Ayckbourn: No. I do a certain amount of re-writing. But last summer at Scarborough a couple of men came up to me and said of all the plays they'd seen of mine the one they enjoyed most was Rookery Nook. They got a rather frozen smile. But you're timeless: a line like the one in Rookery Nook about fat women coming at one from all directions could have come out of a Monty Python script.

Travers: I was writing about the very first post-Victorian period of freedom: suddenly scandals were possible, at any rate the idea of them was.

Ayckbourn: You always know when you walk into a Travers play that you're in safe hands, that the writer will take care of the evening. I like that: it's a gift Wodehouse had in novels.

Travers: He never could do plays, not by himself: funny man, very unfunny scripts. That was Plum. Curious how few of us there are. Comic dramatists.
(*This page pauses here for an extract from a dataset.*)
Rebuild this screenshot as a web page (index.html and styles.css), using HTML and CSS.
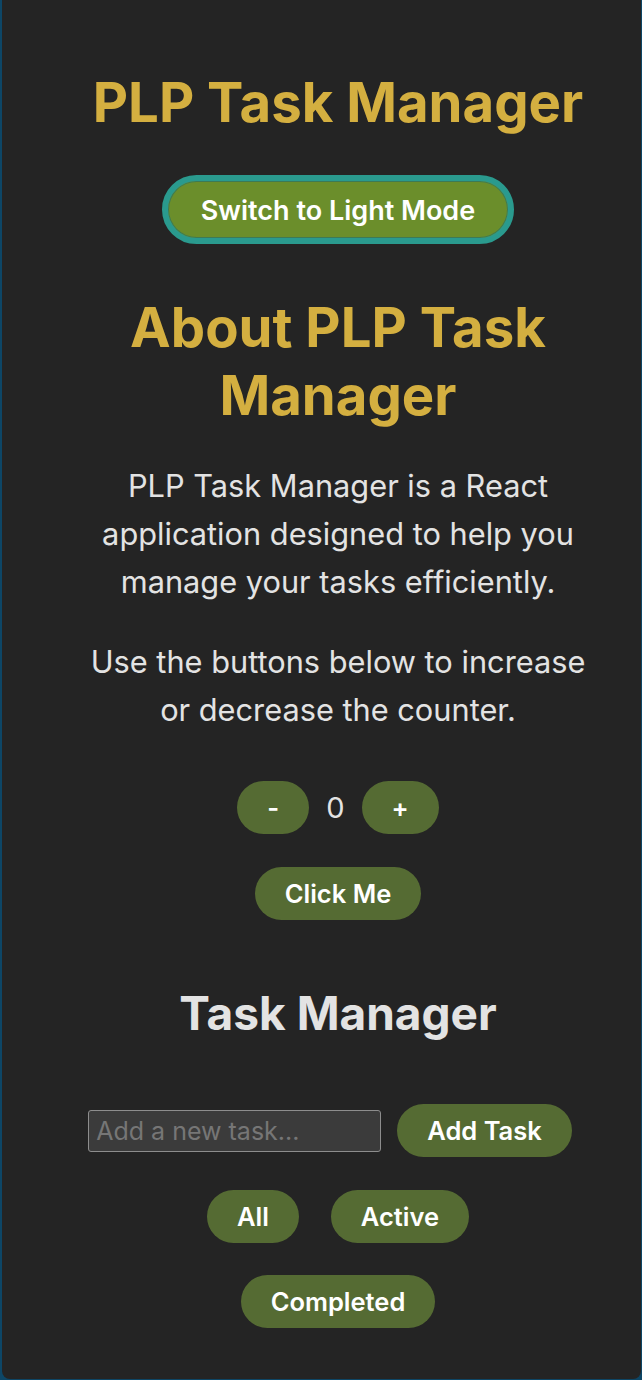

I mean. Mind you, there aren't many lepers around nowadays either.

Ayckbourn: Do you still worry about first nights and what the critics will say?

Travers: Yes.

Ayckbourn: Damn, I hoped perhaps the feeling passed as you grew older.

Travers: Nothing changes. Every morning, when you are 93, you wake up and say to yourself "What again?" Real life though, is what you write down; there's nothing very real about living. Mind you, I'm getting very slow; I'm working on the same new play now that I was doing two years ago. Sometimes you get stuck. I was stuck on how to get Poppy on stage in the last act of Rookery Nook until by a sort of miracle our door bell rang in Burnham and a lady came in selling flags for the Lifeboat Fund and I thought right, that's how we'll get her on stage. Sometimes you need a bit of luck like that. I think I bought all the flags in her tray. But if I tell you the really great thing about living to be 93: one does not have any rivals, because they're all dead, so one can afford to be generous with young chaps like you.
Ben Travers died in December 1980 aged 94.